Le NRDC affirme également que le gouvernement sous-estime la déforestation et les émissions de carbone associées attribuables aux « cicatrices d’exploitation », c’est-à-dire les zones où aucune repousse n’a eu lieu en raison des effets persistants des chemins forestiers et d’autres activités qui étaient plus courantes il y a une trentaine d’années. Mais ces pratiques forestières sont maintenant dépassées, et les pratiques actuelles ont une empreinte nettement moindre.
Le Canada est reconnu mondialement depuis longtemps pour ses pratiques d’aménagement forestier durable et détient actuellement 35 % de la superficie forestière certifiée dans le monde. En outre, des études indépendantes ont démontré que le Canada regagne actuellement des forêts.

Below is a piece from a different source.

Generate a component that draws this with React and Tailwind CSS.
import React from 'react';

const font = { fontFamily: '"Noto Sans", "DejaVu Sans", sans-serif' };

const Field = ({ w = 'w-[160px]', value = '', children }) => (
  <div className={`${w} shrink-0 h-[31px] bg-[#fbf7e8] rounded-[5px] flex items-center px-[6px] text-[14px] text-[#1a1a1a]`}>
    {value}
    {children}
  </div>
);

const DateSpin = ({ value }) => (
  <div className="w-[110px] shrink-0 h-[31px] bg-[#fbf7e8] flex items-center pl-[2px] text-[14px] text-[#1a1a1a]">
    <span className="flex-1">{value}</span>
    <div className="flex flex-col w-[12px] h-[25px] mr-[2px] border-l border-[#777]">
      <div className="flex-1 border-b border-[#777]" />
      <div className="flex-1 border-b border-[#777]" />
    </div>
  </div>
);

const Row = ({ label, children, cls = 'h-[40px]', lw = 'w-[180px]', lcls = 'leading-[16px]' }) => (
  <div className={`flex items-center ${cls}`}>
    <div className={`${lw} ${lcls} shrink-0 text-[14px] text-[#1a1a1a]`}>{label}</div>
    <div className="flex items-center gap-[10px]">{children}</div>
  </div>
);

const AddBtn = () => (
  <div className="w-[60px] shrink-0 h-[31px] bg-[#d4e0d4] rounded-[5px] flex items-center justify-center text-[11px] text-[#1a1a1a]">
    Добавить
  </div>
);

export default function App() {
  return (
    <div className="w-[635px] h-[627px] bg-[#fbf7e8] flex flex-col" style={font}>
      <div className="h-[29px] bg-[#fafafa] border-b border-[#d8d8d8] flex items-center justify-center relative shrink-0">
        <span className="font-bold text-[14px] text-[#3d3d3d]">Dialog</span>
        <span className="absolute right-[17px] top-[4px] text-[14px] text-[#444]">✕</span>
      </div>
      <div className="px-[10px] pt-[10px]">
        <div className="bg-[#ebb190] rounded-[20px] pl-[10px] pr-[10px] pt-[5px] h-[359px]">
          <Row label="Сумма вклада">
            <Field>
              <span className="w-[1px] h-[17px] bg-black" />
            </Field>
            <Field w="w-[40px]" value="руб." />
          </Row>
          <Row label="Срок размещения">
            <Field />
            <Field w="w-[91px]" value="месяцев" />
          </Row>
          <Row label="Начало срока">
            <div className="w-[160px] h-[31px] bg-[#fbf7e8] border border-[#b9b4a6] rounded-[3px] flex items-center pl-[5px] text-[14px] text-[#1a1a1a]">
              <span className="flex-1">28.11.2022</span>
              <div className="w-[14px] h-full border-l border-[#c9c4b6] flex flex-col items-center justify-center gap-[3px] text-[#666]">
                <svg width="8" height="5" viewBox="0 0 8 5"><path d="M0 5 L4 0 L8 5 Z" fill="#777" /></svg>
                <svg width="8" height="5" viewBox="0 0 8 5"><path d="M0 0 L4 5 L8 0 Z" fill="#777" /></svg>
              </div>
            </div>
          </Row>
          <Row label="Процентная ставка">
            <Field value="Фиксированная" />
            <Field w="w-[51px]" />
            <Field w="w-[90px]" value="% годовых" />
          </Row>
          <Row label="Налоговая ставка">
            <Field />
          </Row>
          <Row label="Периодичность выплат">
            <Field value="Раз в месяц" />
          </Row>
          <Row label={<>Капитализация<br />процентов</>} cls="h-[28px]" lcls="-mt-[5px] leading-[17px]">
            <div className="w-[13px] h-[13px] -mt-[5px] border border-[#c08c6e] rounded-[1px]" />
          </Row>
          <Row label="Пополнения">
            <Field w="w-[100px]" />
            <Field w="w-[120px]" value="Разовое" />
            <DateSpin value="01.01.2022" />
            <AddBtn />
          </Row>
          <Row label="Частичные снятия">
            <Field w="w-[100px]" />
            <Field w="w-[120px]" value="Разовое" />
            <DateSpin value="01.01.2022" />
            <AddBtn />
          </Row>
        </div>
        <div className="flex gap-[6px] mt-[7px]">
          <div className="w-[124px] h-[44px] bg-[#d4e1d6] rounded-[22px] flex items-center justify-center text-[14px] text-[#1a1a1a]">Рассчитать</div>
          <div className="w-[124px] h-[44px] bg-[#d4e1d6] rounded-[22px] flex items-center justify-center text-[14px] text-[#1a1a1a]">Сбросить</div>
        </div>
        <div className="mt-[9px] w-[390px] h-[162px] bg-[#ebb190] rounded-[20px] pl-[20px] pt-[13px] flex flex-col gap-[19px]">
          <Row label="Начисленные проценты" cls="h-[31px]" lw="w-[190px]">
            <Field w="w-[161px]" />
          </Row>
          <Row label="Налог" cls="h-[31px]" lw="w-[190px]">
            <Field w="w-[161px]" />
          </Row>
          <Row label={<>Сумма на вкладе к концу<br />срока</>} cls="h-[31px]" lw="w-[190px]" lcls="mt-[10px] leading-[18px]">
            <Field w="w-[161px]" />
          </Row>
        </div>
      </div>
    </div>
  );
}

Le journaliste aurait pu mentionner ces points pour contrebalancer les fausses affirmations du NRDC s’il avait vraiment voulu « être impartial en traitant des nouvelles concernant des parties ou des sujets controversés » et « donner une voix équitable à toutes les parties », selon les principes de La Presse Canadienne. Mais ce n’est pas ce qu’il a fait, et son article est truffé d’erreurs grossières qui auraient aisément pu être rectifiées ne serait-ce qu’avec un brin de recherche.

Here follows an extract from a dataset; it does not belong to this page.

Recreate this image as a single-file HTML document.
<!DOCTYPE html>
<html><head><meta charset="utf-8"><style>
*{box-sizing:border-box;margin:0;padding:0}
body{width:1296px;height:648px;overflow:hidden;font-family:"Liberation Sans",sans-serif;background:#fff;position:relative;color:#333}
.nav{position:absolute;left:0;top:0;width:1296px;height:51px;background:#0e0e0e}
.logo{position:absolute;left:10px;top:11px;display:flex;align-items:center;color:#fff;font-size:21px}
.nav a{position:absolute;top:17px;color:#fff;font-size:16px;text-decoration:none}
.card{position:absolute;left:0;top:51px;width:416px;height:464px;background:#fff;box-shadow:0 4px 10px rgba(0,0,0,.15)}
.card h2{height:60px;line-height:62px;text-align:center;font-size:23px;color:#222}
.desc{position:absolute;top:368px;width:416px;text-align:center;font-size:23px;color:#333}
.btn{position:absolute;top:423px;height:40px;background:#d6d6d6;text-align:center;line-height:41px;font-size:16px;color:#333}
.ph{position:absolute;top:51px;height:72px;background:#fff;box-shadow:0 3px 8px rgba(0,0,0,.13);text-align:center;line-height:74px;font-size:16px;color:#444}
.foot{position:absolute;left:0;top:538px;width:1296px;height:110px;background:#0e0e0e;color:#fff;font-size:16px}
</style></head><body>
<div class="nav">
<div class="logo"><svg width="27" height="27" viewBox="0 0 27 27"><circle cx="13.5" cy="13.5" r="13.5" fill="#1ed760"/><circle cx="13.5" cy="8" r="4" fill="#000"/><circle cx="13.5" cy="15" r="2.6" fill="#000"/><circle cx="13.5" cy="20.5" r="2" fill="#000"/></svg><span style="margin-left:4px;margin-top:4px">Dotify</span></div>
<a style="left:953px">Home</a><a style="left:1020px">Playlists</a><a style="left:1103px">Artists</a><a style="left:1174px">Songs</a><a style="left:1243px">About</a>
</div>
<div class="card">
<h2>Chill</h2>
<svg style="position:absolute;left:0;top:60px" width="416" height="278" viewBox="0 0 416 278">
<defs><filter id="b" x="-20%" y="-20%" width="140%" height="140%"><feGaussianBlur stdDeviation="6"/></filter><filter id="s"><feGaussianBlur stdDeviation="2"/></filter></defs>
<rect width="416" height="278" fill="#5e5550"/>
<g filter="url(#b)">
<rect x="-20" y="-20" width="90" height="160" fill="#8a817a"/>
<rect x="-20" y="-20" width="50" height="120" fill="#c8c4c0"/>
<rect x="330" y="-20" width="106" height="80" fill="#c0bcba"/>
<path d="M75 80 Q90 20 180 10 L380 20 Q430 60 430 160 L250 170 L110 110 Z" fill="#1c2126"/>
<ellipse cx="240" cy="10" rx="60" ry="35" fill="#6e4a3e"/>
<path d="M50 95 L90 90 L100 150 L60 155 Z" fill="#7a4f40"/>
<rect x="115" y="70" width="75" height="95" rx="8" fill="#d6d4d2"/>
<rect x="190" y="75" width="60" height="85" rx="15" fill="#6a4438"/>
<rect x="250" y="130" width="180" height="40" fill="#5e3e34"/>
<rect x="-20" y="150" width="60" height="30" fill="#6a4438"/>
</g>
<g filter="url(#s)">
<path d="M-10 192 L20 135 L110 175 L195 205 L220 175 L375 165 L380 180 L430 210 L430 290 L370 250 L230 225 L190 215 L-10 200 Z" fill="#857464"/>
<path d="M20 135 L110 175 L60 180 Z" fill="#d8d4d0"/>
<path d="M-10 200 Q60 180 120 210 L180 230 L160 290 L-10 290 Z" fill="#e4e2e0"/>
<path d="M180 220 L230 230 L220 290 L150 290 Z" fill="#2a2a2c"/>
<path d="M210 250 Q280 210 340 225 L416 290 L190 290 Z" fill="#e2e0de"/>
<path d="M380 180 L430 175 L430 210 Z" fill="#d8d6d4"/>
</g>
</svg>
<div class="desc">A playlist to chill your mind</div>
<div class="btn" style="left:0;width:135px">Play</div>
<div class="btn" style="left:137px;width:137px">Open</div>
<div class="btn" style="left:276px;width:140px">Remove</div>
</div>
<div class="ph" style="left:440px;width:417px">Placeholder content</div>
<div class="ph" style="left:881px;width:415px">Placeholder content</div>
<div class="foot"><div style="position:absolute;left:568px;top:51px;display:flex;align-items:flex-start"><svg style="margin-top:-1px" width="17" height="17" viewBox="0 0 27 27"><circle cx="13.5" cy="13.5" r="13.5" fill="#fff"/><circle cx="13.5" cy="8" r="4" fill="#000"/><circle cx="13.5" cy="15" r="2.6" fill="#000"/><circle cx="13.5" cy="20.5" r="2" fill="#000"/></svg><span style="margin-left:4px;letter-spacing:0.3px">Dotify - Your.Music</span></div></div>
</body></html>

De toute évidence, le NRDC tente de ternir la réputation d’un énorme secteur de l’économie canadienne pour des raisons idéologiques. Son discours est assez clair : la foresterie est nuisible et devrait être restreinte. Toute donnée qui n’appuie pas cette idée est rejetée.
Naturellement, chaque personne a le droit d’avoir des opinions et d’essayer de les faire circuler. Par contre, tout organe de presse sérieux devrait se montrer doublement vigilant et s’assurer d’obtenir l’avis d’experts pour vérifier l’exactitude de ses observations avant de les présenter comme des faits, surtout lorsqu’il est question d’un sujet technique et complexe.
Michel Kelly-Gagnon est président et directeur général de l’IEDM. Il signe ce texte à titre personnel.